Another Top Ten track was the smash hit "Wait", a duet which got to Number 7, and was only credited to the leader Dr. Robert, as Robert Howard (his real name), and Chicago house diva Kym Mazelle, though it was actually played by the whole group and featured on their fourth studio album Whoops!

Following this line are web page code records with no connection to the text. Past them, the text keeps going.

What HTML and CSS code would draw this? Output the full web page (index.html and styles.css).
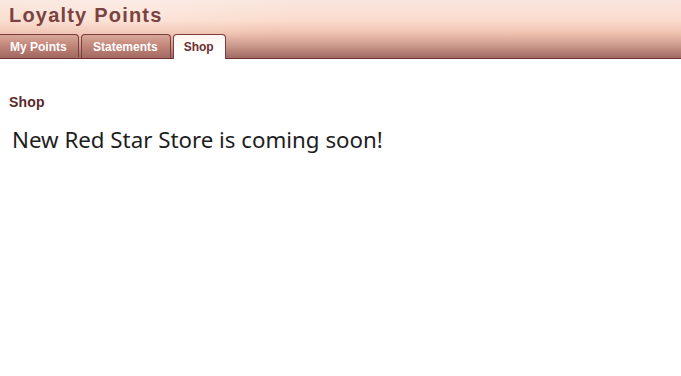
FILE: index.html
```html
<!DOCTYPE html>
<html lang="en">
<head>
	<meta charset="UTF-8">
	<title>Loyalty Points</title>
	<link rel="stylesheet" href="styles.css">
</head>
<body>
	<div id="header">
		<h1 class="title">Loyalty Points</h1>
		<ul class="tabs">
			<li class="tab"><a href="#">My Points</a></li>
			<li class="tab"><a href="#">Statements</a></li>
			<li class="tab active"><a href="#">Shop</a></li>
		</ul>
	</div>
	<div id="content">
		<h2 class="section">Shop</h2>
		<p class="notice">New Red Star Store is coming soon!</p>
	</div>
</body>
</html>
```

FILE: styles.css
```css
*{margin:0px;padding:0px; list-style:none;}
body{
	background: #fff;
	font-family: "Liberation Sans", Arial, sans-serif;
}
#header{
	height: 58px;
	border-bottom: 1px solid #6e3434;
	background:
		radial-gradient(ellipse 260px 60px at 120px 10px, rgba(255,255,255,0.25), rgba(255,255,255,0) 70%),
		linear-gradient(to bottom, #f9e6de 0%, #fbdccd 35%, #efc0ae 58%, #c9968a 80%, #a06a63 100%);
	display: flex;
	flex-direction: column;
	justify-content: space-between;
}
#header .title{
	padding: 4px 0 0 9px;
	font-size: 20px;
	font-weight: bold;
	letter-spacing: 1.2px;
	color: #7c4242;
}
#header .tabs{
	display: flex;
	gap: 2px;
}
#header .tab a{
	display: block;
	height: 23px;
	line-height: 25px;
	padding: 0 12px 0 11px;
	border: 1px solid #7a3d3d;
	border-bottom: none;
	border-radius: 4px 4px 0 0;
	background: linear-gradient(to bottom, #d9a898 0%, #c08478 50%, #a46a62 100%);
	color: #fff;
	font-size: 12px;
	font-weight: bold;
	text-decoration: none;
	white-space: nowrap;
}
#header .tab:first-child a{
	box-sizing: border-box;
	width: 79px;
	padding-left: 10px;
	border-left: none;
	border-top-left-radius: 0;
}
#header .tab.active a{
	height: 24px;
	margin-bottom: -1px;
	background: linear-gradient(to bottom, #fff4f0 0%, #fff 60%);
	color: #6a2e2e;
	padding: 0 11px 0 10px;
}
#content{
	padding: 35px 9px 0;
}
#content .section{
	font-size: 14px;
	font-weight: bold;
	letter-spacing: 0.2px;
	color: #5c2929;
}
#content .notice{
	margin-top: 14px;
	padding-left: 3px;
	font-family: "Noto Sans", "Open Sans", sans-serif;
	font-size: 22.3px;
	color: #1e1e1e;
}
```
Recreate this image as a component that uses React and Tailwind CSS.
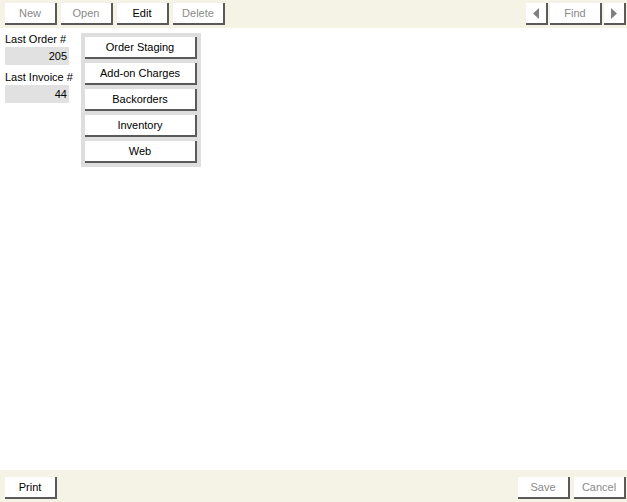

There Goes the Neighbourhood.

Five more duets are contained in the 2008 double greatest hits album, including the politically censored "Celebrate (The Day After You)", sung with Curtis Mayfield (it came out at the time of 1987 re-election, when then Prime Minister Margaret Thatcher was being attacked by many British musical acts, including The Blow Monkeys), "Be Not Afraid", a heartfelt interpretation of Robert with Arabian singer Cheb Khaled (the description of how this song actually came into being is one of the few things Howard wrote in the booklet to a less recent double compilation), "Choice?", a house stomper played by the band with young vocalist Sylvia Tella (one of their last hits, before splitting up in the early 1990s), who also co-performed "Slaves No More", a less successful single which also features here, and, last but not least, "Sweet Murder", one of the band's earlier interpretations, realised with toaster Eek-A-Mouse (never released as a single, this popular album track was contained in their second long playing work, namely Animal Magic, which also included their first hit "Digging Your Scene").

This greatest hits collection comprises many other stand-out tracks which were never taken out their respective albums, among which the fifth LP's title track "Springtime for the World", the instrumental medley "Vibe Alive/Reflections '89", "Squaresville", and many more.

==Track listings==

===CD 1===
1. "Digging Your Scene"
2. "Celebrate (The Day After You)" – The Blow Monkeys & Curtis Mayfield
3. "Wait" – Robert Howard & Kym Mazelle
4. "It Doesn't Have to Be This Way"
5. "Springtime for the World"
6. "Be Not Afraid" – The Blow Monkeys & Cheb Khaled
7. "Vibe Alive/Reflections '89"
8. "As the Dust Settles"
9. "La Passionara"
10. "This Is Your Life (1988 mix)"
11. "Choice?" – The Blow Monkeys & Sylvia Tella
12. "Slaves No More" – The Blow Monkeys & Sylvia Tella
13. "Out with Her"
14. "Heaven Is a Place"
15. "In Too Deep"
16. "Let the People Dance"
17. "Checking Out"
18. "If You Love Somebody"

===CD 2===
1. "Man from Russia"
2. "He's Shedding Skin"
3. "Atomic Lullaby"
4. "Wildflower"
5. "Wicked Ways"
6. "Forbidden Fruit"
7. "Squaresville"
8. "It Pays to Belong"
9. "Trashtown Incident"
10. "Fat Cat Belusha"
11. "Bombed into the Stoneage"
12. "Aeroplane City Lovesong"
13. "I Backed a Winner in You"
14. "I Nearly Died Laughing"
15. "Come on Down"
16. "Sweet Murder" – The Blow Monkeys & Eek-A-Mouse
17. "Rise Above"
18. "The Other Side of You"

==Personnel==

===Band members===
- Dr Robert: lead vocals, piano, guitar, music, lyrics, booklet
- Mick Anker: bass guitar
- Tony Kiley: drums
- Neville Henry: saxophone

===Production===
- Dr. Robert
- Adam Moseley
- Peter Wilson
- Michael Baker & The Axeman
- Stephen Hague
- Juan Atkins
- Paul Witts/Egor
- Hector

===Other staff members===
For the other musicians, producers and staff in detail, see The Blow Monkeys' six studio albums, their first greatest hits collection and their first live album.